■ **GIVEN REQUEST**: Pull out every line below holding the word "index".

┏━━

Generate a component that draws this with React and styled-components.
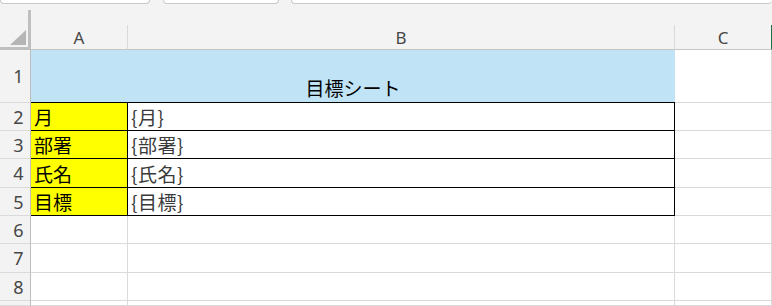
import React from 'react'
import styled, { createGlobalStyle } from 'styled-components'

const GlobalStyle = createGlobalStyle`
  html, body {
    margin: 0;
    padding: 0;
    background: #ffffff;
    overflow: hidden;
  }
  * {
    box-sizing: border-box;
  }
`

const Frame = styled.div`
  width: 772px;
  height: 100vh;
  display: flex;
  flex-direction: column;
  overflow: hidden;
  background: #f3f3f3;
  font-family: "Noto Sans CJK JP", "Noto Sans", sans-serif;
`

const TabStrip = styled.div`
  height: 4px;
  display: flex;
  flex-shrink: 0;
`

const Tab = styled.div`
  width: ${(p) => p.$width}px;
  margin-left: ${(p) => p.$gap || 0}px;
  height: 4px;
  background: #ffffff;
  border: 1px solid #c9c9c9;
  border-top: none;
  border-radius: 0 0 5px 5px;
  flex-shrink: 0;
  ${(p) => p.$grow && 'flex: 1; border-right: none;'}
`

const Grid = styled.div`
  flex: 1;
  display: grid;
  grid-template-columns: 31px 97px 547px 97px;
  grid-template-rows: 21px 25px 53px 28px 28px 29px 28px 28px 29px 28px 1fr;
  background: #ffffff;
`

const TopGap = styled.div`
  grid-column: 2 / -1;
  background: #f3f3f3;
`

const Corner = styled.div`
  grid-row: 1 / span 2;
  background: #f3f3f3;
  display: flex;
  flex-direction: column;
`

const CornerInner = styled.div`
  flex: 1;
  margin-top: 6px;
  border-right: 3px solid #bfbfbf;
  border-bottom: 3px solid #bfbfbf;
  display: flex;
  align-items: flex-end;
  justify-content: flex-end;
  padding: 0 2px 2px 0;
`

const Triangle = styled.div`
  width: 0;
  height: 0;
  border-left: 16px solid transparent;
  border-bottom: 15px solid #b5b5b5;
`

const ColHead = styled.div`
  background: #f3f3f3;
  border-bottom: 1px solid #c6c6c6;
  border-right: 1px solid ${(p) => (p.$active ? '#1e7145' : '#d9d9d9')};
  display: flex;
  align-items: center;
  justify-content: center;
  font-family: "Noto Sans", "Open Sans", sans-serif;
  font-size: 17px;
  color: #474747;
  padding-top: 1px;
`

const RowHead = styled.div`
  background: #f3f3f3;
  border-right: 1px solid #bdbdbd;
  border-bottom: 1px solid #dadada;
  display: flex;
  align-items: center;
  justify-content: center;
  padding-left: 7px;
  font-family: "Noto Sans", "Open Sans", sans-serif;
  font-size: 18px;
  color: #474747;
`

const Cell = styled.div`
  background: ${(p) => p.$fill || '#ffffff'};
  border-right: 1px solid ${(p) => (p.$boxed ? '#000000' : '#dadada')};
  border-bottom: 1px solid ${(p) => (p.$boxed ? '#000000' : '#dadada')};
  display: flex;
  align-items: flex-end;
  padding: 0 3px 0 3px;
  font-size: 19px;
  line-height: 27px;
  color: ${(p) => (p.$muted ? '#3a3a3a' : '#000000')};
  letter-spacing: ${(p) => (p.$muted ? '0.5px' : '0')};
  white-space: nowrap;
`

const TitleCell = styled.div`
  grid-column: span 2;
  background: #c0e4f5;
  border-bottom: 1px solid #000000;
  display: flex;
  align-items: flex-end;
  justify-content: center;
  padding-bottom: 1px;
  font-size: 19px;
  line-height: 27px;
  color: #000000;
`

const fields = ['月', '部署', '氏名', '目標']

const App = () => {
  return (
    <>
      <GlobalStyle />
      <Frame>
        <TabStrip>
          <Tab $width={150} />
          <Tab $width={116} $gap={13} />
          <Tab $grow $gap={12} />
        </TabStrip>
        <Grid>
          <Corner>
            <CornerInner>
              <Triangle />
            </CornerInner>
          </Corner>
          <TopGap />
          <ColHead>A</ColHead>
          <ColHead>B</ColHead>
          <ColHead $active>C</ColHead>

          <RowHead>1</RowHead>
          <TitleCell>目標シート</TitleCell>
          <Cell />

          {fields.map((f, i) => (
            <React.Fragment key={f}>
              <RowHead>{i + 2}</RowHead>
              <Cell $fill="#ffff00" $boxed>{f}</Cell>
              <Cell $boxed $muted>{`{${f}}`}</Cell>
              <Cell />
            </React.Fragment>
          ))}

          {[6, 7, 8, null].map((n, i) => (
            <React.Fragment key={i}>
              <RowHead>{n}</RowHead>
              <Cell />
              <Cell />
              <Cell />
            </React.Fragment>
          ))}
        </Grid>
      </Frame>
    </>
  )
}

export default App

┗━━
┏━━

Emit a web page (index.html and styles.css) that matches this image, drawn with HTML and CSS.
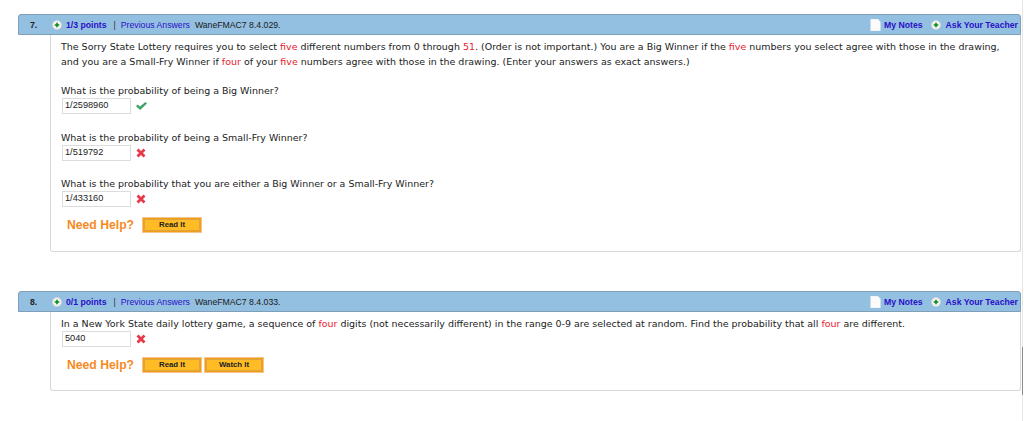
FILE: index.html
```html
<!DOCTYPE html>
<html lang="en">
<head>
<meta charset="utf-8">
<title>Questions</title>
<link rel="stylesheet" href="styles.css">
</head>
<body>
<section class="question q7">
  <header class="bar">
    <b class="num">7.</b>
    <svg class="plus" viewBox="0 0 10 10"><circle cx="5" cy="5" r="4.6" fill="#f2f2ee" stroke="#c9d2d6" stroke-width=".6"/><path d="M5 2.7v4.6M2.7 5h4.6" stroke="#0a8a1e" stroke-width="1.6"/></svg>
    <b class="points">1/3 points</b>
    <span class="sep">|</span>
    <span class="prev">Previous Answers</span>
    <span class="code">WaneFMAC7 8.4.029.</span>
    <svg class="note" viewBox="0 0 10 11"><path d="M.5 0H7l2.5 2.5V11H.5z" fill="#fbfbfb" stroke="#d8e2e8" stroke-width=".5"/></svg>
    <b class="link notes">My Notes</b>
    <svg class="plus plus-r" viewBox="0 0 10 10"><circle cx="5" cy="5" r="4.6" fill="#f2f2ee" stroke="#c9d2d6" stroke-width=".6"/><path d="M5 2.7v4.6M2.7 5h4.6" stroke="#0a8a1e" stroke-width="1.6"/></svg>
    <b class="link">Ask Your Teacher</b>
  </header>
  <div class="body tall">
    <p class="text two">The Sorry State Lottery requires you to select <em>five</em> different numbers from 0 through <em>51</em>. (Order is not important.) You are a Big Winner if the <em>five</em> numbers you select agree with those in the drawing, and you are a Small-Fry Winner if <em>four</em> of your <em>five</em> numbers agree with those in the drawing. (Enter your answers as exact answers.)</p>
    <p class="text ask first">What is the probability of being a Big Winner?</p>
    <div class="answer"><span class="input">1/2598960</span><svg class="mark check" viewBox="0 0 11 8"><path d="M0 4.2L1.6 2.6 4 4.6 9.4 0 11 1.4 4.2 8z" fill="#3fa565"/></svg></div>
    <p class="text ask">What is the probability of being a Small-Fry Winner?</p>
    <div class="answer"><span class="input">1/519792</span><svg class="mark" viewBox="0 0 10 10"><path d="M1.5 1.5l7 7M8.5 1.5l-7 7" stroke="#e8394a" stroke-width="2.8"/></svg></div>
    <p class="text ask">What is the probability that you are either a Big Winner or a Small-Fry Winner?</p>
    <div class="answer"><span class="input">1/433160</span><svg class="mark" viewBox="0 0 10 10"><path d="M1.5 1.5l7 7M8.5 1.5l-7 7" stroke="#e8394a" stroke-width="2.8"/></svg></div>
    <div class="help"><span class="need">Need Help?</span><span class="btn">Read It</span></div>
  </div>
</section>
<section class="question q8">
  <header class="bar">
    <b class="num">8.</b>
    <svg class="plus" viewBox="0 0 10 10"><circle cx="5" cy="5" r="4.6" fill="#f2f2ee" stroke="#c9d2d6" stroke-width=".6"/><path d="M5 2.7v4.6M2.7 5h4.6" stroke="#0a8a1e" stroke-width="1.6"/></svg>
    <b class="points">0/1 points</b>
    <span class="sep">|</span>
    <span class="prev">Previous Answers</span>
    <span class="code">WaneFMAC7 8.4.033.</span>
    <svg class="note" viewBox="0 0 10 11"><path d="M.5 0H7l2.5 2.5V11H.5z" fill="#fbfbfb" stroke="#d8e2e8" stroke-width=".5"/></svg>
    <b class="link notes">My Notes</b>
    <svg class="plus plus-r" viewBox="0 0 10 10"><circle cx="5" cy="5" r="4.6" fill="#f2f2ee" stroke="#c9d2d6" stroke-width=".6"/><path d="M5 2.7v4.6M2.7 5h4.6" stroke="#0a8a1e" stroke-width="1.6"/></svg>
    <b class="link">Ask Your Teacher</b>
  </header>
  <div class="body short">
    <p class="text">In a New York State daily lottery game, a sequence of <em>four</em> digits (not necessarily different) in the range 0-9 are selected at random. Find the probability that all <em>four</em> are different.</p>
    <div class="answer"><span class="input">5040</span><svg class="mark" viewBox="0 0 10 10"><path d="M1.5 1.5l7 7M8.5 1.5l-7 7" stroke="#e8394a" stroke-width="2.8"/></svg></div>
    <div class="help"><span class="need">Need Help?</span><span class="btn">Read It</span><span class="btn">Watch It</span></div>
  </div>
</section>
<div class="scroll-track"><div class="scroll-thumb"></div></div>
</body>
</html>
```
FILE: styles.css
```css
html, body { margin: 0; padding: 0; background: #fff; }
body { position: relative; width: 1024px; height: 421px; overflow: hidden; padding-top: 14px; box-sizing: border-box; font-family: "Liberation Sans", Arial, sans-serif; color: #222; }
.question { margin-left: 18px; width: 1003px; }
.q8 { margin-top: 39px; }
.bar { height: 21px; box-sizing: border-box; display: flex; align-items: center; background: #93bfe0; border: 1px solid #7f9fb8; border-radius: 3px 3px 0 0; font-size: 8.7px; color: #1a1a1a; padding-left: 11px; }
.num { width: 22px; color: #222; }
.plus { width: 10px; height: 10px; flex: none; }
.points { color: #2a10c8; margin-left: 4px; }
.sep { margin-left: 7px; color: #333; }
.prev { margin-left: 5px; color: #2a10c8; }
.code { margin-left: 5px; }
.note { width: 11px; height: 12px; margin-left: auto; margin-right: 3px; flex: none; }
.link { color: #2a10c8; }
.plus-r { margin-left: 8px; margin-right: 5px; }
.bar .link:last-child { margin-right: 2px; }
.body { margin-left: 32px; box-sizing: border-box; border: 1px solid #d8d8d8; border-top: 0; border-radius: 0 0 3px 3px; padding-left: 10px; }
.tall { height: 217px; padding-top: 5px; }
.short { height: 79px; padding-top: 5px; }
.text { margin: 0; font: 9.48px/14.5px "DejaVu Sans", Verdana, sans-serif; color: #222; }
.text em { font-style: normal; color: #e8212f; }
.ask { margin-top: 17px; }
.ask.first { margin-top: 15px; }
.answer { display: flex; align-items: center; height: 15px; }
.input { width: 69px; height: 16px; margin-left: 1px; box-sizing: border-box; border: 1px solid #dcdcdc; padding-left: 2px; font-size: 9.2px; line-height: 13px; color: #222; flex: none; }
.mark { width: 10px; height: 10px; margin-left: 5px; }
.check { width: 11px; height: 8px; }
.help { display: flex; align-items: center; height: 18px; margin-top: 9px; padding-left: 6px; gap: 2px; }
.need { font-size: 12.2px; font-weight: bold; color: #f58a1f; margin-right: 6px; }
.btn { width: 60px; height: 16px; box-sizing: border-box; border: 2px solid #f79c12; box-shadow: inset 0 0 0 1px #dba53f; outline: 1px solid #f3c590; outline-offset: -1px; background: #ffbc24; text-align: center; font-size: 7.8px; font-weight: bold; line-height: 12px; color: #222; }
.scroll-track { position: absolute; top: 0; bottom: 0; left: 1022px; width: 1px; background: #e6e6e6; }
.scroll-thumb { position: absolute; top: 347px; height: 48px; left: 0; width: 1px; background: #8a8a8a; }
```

┗━━

■ **ANSWER TO THIS PROBLEM**:
Emit a web page (index.html and styles.css) that matches this image, drawn with HTML and CSS.
FILE: index.html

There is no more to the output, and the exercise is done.